FFWD Weekly
Copyright © 2000. All Rights Reserved

Mr. Smutty
by James Martin

As a special post-holiday treat for you, belt-loosening reader, what follows are some thoughts collected whilst waiting for the paramedics to revive me from a turkey-induced coma. (I went towards the light, but I came back for the gravy. Praise the lard!)

So yeah, considering we’re just a buncha risen apes w/ thick tongues, us humans manage to fumble along just fine. (Non-humans may wish to take this opportunity to read something else.) Throw any two of us (from wherever, it don’t matter one lick) into the same cage, and chances are goodish that some sorta communication will ensue: hand gestures, merciful buckets of butchered pronunciation, snorts, grunts, headpats, footrubs, et ceteria. Eventually, one of the Great Themes of Civilization will emerge (e.g. "I’m hungry/tired/cold/horny") and the "process" is chalked up as a success.

That’s the beauty of communication. Even if we don’t "know," per se, exactly what’s being said, we can basically figger out the lowdown. When the late, grate P.E. Trudeau once uttered the epithet "fuddle duddle," an entire nation knew what he really meant: namely, "fugoff – and yr old man, too." (A single middle finger is as bilingual as things come.) Nobody knows what the heck "obladee oblada" (sp? exactly my point!) means, but life does indeed go on. Coffees are ordered, directions to the subway are received, and everything’s jake.

What makes this whole routine even weirder (a.k.a. "miraculous," for all you pumpkin pie-eyed lovers of life still reveling in the wonders of bright leaves & dark meat), is that language is constantly on the move. Like continents slowly creeping across oceans, meaning/usage/spelling shift before our very eyes. And don’t even get me started on those mercurial contractions (no, this isn’t an aside about childbirth) – I was still saying "’Sup?" ("What is up?" reduced to "Whassup?" then reduced yet again) when the cool kids at school had already moved onto the more time-efficient "P?"

That’s why, as a Student of the World (w/ the detentions to prove it), I’m always innerested in the everyday talk of other cultures. N_g__ia is a good e.g., altho I might have it confused w/ Arg____na. (Altho I read at a Grade 8 level, I have the retention capabilities of a gnat.) Anyhoo, the people who live in that place (N_g__ians or Arg____nians, depending) really like to absorb current events into their vernacular chatter.
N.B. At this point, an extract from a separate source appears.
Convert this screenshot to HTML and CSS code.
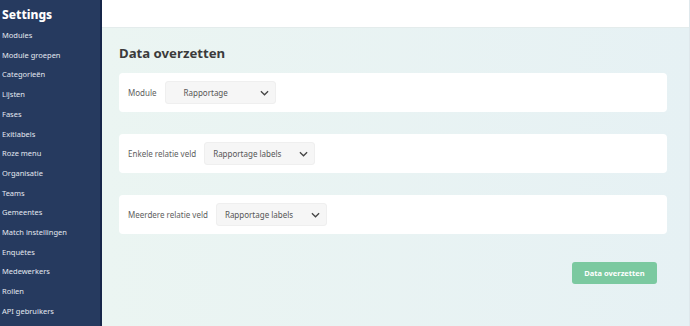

A particularly good one concerns some politico hotshot who lied on his c.v. about having a degree from the University of Toronto, thinking it was an exotic enuff locale that nobody would check up on his claim. Of course, buddy thought wrong, and his ruse was exposed. (People also found out about his lie. Ba-dum-dum!) The happy fallout, howev, is that "Toronto" is now a widespread synonym for baloney, as in "We’ll have none of yr Toronto in here, young man" or "Spare me the Toronto" or "Yer so full of Toronto." The U of T has not commented on this development, but a spokesperson for the rival University of Bullshit bitterly complained that "Toronto always gets all the attention."

I suggest you try this process at home, and then take it to the streets. Here’s one to get you started. Let’s say you scribbled some nasty graffiti about a friend (say, on the side of their car), and it really took them off guard. You could offer up an olive branch and say, "Sorry I McSorley’d ya, man." Or, if verbs ain’t yer thing, "Sorry about the McSorley." Eventually, in the spirit of whassup/’sup, this could be shortened to simply "I’m very McSorry." (Wait a sec, I thought "McSorry" was what you get for ordering the McSushi...ah, language is an unforgiving beast.)